▶ _SOURCE MATERIAL_:
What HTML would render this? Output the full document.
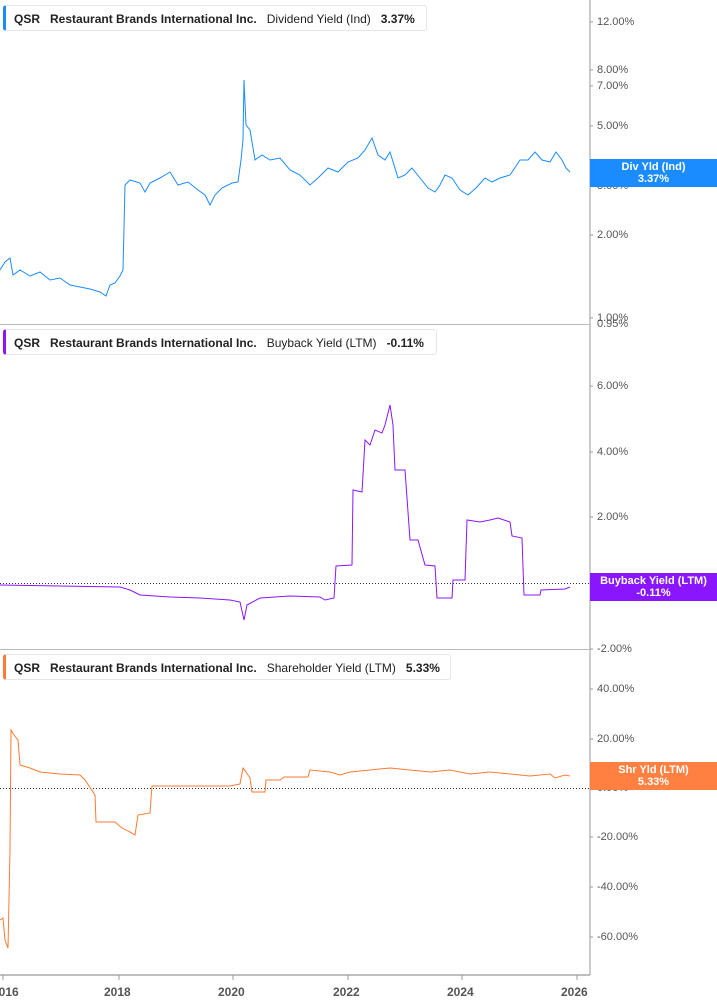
---
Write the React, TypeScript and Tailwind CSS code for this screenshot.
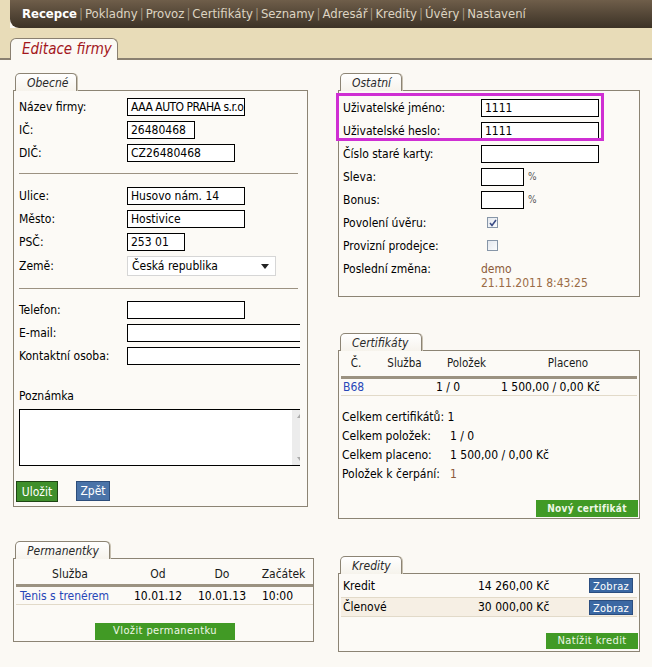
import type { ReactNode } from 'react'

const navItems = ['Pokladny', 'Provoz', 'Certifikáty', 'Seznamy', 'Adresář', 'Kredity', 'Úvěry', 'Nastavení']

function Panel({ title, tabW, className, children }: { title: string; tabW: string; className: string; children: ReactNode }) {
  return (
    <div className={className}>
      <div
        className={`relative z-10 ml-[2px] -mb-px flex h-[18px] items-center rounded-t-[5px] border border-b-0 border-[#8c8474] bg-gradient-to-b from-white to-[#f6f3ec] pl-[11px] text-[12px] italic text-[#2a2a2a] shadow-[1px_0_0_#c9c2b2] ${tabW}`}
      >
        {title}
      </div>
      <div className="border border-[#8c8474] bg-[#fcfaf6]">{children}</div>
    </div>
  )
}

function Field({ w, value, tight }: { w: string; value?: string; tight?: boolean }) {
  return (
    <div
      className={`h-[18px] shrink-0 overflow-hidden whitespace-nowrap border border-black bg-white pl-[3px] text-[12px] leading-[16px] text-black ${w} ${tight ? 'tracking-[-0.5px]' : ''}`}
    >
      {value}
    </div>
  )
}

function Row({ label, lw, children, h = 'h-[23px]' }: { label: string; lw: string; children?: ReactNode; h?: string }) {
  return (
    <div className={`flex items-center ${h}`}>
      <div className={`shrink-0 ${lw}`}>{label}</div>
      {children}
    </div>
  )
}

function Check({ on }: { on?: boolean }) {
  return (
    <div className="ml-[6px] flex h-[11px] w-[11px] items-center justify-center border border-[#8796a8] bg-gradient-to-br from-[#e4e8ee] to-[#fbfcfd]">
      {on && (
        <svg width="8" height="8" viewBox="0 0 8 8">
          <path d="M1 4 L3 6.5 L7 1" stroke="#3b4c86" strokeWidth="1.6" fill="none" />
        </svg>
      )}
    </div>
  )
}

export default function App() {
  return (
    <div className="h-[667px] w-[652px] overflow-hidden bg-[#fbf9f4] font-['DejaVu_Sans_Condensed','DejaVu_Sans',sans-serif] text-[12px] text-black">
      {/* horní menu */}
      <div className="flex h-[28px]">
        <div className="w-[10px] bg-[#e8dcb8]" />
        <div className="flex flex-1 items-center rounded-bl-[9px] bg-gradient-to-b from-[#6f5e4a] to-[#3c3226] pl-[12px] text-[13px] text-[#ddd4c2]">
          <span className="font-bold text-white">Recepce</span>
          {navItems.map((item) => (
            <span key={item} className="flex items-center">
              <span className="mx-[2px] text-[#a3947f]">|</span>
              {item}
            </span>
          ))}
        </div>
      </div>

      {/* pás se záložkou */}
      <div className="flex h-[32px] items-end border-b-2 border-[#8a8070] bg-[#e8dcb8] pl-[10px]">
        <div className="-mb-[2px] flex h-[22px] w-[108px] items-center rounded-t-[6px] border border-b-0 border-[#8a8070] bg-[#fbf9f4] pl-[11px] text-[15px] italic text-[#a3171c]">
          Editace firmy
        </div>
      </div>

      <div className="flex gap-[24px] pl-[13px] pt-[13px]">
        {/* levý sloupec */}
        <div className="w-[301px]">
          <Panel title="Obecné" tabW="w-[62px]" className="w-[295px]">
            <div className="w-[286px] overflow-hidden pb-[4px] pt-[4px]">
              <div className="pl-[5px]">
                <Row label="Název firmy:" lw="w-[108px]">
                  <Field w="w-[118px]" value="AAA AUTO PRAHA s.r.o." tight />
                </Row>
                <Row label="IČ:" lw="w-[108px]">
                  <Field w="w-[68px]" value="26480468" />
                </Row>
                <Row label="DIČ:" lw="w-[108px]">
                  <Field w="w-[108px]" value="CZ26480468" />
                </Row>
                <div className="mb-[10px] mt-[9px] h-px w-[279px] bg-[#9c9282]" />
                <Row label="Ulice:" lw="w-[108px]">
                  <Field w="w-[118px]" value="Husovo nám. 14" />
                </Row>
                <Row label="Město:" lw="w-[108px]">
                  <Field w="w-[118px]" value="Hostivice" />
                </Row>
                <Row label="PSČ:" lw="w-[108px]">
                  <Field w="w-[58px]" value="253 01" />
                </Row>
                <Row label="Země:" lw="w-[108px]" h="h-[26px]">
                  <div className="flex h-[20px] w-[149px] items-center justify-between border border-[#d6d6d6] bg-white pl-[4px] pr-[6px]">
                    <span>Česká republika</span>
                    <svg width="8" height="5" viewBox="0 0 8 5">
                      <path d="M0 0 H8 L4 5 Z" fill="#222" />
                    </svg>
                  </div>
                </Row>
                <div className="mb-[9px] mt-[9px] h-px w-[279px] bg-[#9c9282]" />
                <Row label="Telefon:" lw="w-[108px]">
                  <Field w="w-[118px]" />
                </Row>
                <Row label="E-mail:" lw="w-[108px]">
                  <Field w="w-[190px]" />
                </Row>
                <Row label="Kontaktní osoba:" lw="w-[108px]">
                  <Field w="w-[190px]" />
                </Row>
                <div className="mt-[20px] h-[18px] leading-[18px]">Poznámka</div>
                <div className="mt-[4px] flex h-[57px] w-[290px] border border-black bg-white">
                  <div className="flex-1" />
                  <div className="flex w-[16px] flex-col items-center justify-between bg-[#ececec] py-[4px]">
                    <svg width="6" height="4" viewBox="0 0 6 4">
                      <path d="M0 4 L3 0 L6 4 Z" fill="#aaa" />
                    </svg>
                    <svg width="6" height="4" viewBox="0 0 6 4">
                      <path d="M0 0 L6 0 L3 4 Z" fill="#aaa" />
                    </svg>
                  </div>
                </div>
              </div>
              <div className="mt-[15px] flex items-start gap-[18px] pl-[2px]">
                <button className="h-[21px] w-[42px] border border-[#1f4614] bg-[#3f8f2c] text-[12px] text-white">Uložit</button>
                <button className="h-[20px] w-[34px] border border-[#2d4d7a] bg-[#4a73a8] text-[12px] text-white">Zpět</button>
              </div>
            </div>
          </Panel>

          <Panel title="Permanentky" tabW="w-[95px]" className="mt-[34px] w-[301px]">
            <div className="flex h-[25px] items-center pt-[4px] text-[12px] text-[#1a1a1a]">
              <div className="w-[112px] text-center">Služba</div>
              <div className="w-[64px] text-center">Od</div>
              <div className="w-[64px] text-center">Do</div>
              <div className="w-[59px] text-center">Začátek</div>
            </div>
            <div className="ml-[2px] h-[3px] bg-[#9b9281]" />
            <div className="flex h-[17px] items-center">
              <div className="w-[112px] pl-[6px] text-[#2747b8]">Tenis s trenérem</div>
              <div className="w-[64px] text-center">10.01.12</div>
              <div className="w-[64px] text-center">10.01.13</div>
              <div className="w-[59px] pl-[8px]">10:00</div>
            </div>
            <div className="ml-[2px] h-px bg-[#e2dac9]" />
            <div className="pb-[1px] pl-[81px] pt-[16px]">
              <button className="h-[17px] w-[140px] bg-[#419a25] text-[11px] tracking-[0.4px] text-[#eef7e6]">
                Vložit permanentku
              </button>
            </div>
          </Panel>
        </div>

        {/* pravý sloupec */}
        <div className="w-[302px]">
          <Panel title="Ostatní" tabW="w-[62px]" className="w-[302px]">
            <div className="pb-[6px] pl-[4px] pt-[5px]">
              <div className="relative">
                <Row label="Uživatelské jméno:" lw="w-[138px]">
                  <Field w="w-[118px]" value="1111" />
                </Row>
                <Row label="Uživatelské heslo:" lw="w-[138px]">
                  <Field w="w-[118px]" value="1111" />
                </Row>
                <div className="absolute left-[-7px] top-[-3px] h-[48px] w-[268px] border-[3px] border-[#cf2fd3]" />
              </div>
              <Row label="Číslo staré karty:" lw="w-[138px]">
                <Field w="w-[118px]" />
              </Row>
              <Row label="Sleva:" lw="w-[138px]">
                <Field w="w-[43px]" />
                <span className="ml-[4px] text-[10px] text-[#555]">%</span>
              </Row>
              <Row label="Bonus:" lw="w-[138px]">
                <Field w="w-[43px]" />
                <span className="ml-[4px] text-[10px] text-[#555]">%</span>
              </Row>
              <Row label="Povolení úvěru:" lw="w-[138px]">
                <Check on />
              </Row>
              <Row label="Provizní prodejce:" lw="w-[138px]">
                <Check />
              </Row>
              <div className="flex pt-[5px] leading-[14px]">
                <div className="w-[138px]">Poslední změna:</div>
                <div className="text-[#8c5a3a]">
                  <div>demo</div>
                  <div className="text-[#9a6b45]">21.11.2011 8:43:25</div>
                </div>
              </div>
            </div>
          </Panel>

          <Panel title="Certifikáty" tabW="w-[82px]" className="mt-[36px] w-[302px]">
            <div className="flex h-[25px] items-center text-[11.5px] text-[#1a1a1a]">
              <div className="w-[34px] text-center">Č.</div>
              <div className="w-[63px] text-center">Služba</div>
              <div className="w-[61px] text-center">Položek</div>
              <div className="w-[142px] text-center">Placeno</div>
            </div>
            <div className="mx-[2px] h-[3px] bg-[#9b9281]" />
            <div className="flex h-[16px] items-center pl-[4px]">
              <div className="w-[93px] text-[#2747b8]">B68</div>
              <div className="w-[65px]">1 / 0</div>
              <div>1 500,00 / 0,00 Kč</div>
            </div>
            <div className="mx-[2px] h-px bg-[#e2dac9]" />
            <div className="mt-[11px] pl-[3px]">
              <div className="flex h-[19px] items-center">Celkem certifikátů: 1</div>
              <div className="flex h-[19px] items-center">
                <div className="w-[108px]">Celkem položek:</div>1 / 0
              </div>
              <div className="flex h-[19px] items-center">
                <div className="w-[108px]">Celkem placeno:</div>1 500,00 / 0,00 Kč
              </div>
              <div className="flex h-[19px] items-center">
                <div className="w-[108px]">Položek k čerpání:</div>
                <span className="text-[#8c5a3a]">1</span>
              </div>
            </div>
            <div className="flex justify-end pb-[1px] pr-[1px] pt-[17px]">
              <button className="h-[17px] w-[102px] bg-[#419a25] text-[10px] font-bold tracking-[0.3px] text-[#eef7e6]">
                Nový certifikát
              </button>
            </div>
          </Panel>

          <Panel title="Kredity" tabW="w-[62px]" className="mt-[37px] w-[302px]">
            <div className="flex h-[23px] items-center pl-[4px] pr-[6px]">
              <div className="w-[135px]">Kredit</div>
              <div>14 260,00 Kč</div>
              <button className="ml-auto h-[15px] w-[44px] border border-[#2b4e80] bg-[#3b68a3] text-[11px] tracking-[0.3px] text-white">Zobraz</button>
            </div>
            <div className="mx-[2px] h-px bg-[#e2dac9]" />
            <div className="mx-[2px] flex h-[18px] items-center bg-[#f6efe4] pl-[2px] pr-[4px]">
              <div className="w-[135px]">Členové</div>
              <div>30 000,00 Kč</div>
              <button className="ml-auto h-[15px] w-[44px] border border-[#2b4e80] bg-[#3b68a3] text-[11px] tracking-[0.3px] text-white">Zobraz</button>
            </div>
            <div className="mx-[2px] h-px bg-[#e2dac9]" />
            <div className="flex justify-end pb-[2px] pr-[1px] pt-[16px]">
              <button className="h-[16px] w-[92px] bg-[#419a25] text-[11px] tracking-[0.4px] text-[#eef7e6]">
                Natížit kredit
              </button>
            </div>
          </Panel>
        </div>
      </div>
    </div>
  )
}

▶ _EXERCISE DETAILS_: How many lines of the records contain the string "this"? Respond with the number alone.

▶ _EXERCISE OUTPUT_: 2